Creating Controversy:

Organizations such as the Environmental Investigation Agency (EIA) and the Species Survival Network (SSN) organized, administered and funded largely by The Humane Society of the United States (HSUS) have pledged to use COP 11 as the springboard to launch a global public relations campaign lamenting the plight of sharks.

Central to this effort will be a highly emotion-charged emphasis on "shark-finning," replete with graphic depictions of live sharks stripped of their fins and their maimed still-living bodies dumped back into the sea.

Preliminary aspects of this shark campaign have been aired in the world press with calls for national legislative action to ban the practice.

While such a "grotesque and wasteful practice" could and should naturally attract broad contempt by the public, press and politicians, its use by organizations such as EIA, HSUS, and SSN is quite misleading even to the extent that it tightropes the boundary between sensationalism and racial and cultural bigotry.

The inference in the NGO-orchestrated clamor against "shark finning" is fraught with suggestions that it is widespread among all shark species and that the main culprits are Asian fishermen and Asian nations where shark fin soup is consumed.

Such implied stereotyping flies in the face of the cultural heritage among Asian nations and cultures of maximum use of nutritional resources.

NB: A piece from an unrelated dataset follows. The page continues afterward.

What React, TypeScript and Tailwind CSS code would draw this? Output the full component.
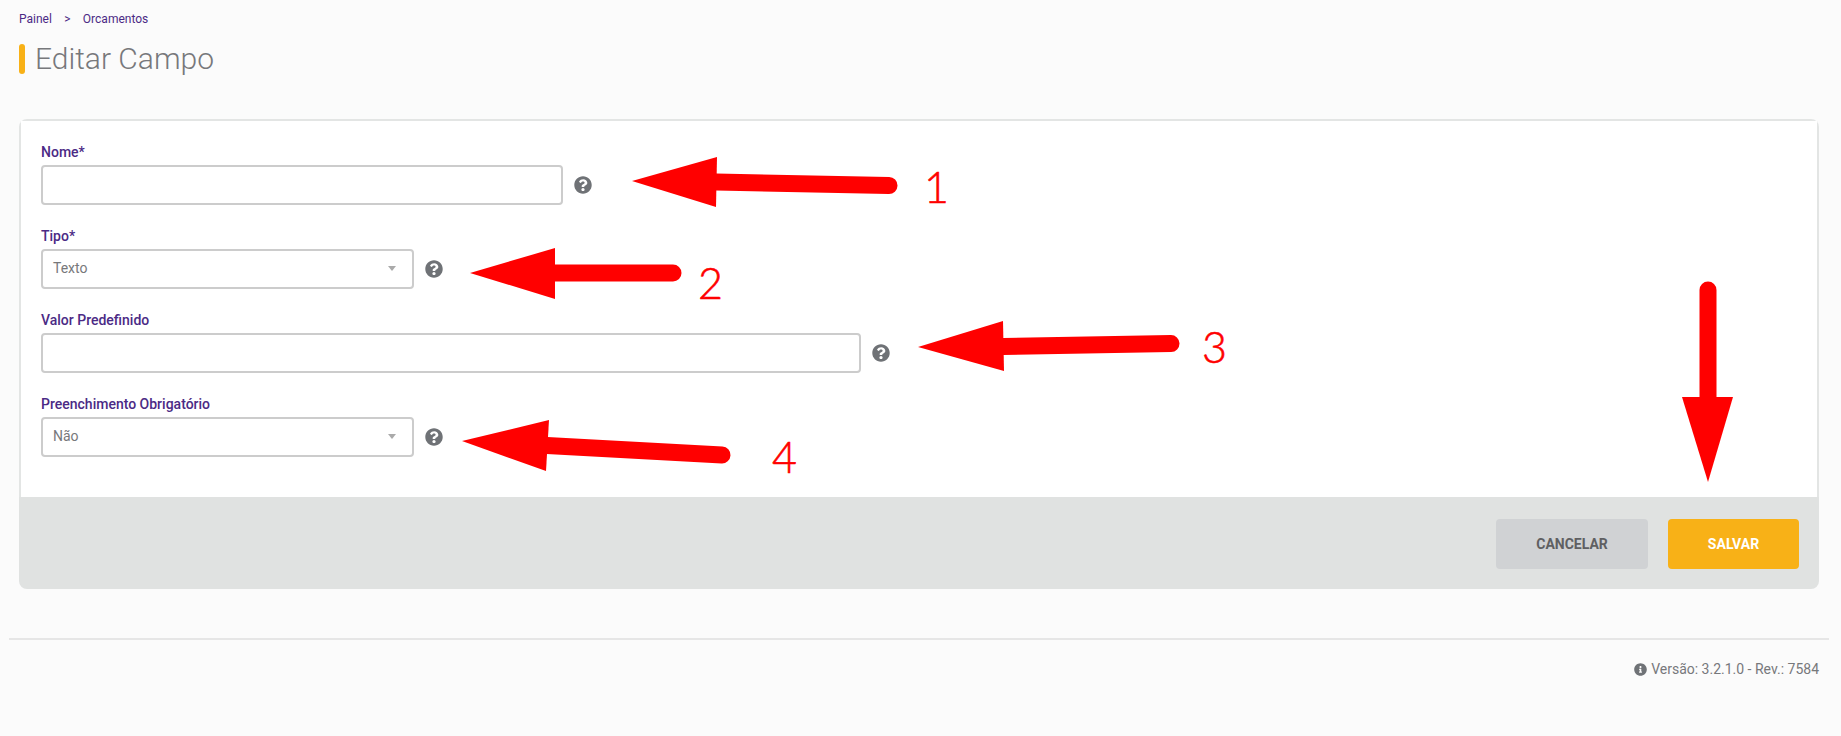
import { FaInfoCircle, FaQuestionCircle } from "react-icons/fa";

const fields = [
  { label: "Nome*", type: "input", width: "w-[522px]" },
  { label: "Tipo*", type: "select", value: "Texto", width: "w-[373px]" },
  { label: "Valor Predefinido", type: "input", width: "w-[820px]" },
  { label: "Preenchimento Obrigatório", type: "select", value: "Não", width: "w-[373px]" },
];

// red arrows drawn over the screenshot
function Annotations() {
  return (
    <svg className="absolute left-0 top-0 pointer-events-none" width="1841" height="736">
      <g fill="#ff0000">
        <polygon points="632,181 717,157 716,207" />
        <polygon points="470,273 555,248 555,299" />
        <polygon points="918,347 1003,321 1004,371" />
        <polygon points="462,441 549,420 546,471" />
        <polygon points="1682,397 1733,397 1708,482" />
      </g>
      <g stroke="#ff0000" strokeWidth="17" strokeLinecap="round" fill="none">
        <line x1="716" y1="182" x2="889" y2="185.5" />
        <line x1="554" y1="273" x2="673" y2="273" />
        <line x1="1003" y1="346.5" x2="1171" y2="343.5" />
        <line x1="547" y1="445.5" x2="722" y2="455" />
        <line x1="1708" y1="290" x2="1708" y2="400" />
      </g>
      <g fill="#ff0000" stroke="#ff0000" strokeWidth="0.6" fontSize="43" fontWeight="300" className="[font-family:Lato,sans-serif]">
        <text x="924" y="203">1</text>
        <text x="698" y="299">2</text>
        <text x="1202" y="363">3</text>
        <text x="772" y="473">4</text>
      </g>
    </svg>
  );
}

export default function App() {
  return (
    <div className="relative min-h-screen bg-[#fbfbfb] pl-[19px] pr-[22px] pt-[10px] [font-family:Roboto,sans-serif]">
      <div className="flex items-center h-[18px] text-xs text-[#4b2a85]">
        <span>Painel</span>
        <span className="w-[31px] text-center">&gt;</span>
        <span>Orcamentos</span>
      </div>

      <div className="flex items-center mt-[13px] h-9">
        <div className="w-[6px] h-[30px] rounded-sm bg-[#f8b117] mr-[10px]" />
        <h1 className="text-[30px] font-light text-[#77787b] -mt-[2px]">Editar Campo</h1>
      </div>

      <div className="mt-[42px] rounded-lg overflow-hidden">
        <div className="bg-white border-x-2 border-t-2 border-[#e3e5e4] pl-5 pt-[21px] pb-10 flex flex-col gap-[21px]">
          {fields.map((field) => (
            <div key={field.label}>
              <div className="h-5 leading-5 text-sm font-medium text-[#4b2a85] mb-[3px]">{field.label}</div>
              <div className="flex items-center gap-[11px]">
                {field.type === "input" ? (
                  <input className={`${field.width} h-10 border-2 border-[#cccccc] rounded bg-white`} />
                ) : (
                  <div className={`${field.width} h-10 border-2 border-[#cccccc] rounded bg-white flex items-center justify-between pl-[10px] pr-4 pb-[2px] text-sm text-[#77787b]`}>
                    <span>{field.value}</span>
                    <span className="w-0 h-0 border-x-4 border-t-[5px] border-x-transparent border-t-[#aaaaaa]" />
                  </div>
                )}
                <FaQuestionCircle className="text-[#6f7276]" size={18} />
              </div>
            </div>
          ))}
        </div>
        <div className="bg-[#e0e2e1] h-[92px] pt-[22px] pr-5 flex justify-end gap-5">
          <button className="w-[152px] h-[50px] rounded bg-[#d0d2d4] text-sm font-bold text-[#5f6062]">CANCELAR</button>
          <button className="w-[131px] h-[50px] rounded bg-[#f8b117] text-sm font-bold text-white">SALVAR</button>
        </div>
      </div>

      <div className="mt-[49px] -ml-[10px] -mr-[10px] border-t-2 border-[#e6e6e6]" />
      <div className="mt-[19px] flex items-center justify-end gap-1 h-5 text-sm text-[#77787b]">
        <FaInfoCircle className="text-[#6f7276]" size={13} />
        <span>Versão: 3.2.1.0 - Rev.: 7584</span>
      </div>

      <Annotations />
    </div>
  );
}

Waste, particularly of the valuable meat, oil, structural cartilage, and leather from sharks is unheard of in the nations these NGOs malign by inference.

Incidences of "shark finning" have been reported. However, they are largely confined to incidental bycatch of the highly numerous blue sharks and appear to be confined to individuals who would violate any and all legal prohibitions against this or any other abhorrent practice.

When such actions occur, they certainly must be condemned. However, the deliberate and misleading manipulation of public, press and policy-making opinion by NGOs must also not be allowed to go unchallenged.

The extent of the NGO preparations for their planned "Shark Campaign" at COP 11 has been thorough, elaborate and expensive. EIA and its colleagues borrowed the model used in the global attempt to discredit shrimp aquaculture.

In the early 1980s, a loose affiliation of NGOs including Earth Island Institute rented space at the United Nations New York facility and invited representatives from shrimp growing nations to attend the first "Shrimp Tribunal." Again, perception not reality played a key role in this function.

By using the UN-facility at the meeting site, the Shrimp Tribunal cloaked itself in the appearance of (yet never stated) having some sort of United Nations approval. It didn’t. Nevertheless the location attracted attendees from various nations, and the event took on a patina of credibility used to bolster subsequent attacks on shrimp farming excerpted from NGO statements issued at the meeting.

Similarly, an "international conference" on sharks was convened in Honolulu, Hawaii from February 21-24 in anticipation of the CITES meetings. Ostensibly sponsored by the Barbara Delano Foundation and others, "Shark Conference 2000" brought respected shark experts from academia and various government fisheries agencies together to discuss issues affecting the status of sharks. It appeared very professional.

But the truth of the matter is that "Shark Conference 2000" was little more than a reprise of the "Shrimp Tribunal," again calculatedly orchestrated to manufacture credibility and provide a reference for "scientific papers" supporting the shark campaign engineered by controversial NGOs such as EIA for their narrow purposes.

The executive director of the Barbara Delano Foundation is Peter Knights, a former colleague and co-founder of the Environmental Investigation Agency (EIA). Within the NGO community, the foundation under Knights’ direction primarily funds EIA related projects.

Faced with the anticipated media assault on shark fisheries and the cumulative financial resources of EIA, HSUS, the SSN and the Barbara Delano Foundation (estimated to represent more than US$200 million) CITES, fishing nations, and fisheries themselves can expect an uneasy time at COP 11 and for a long time after unless the misleading perceptions being conjured by the NGOs can be countered with persuasive reality in language easily understandable to a science-deficient public and press.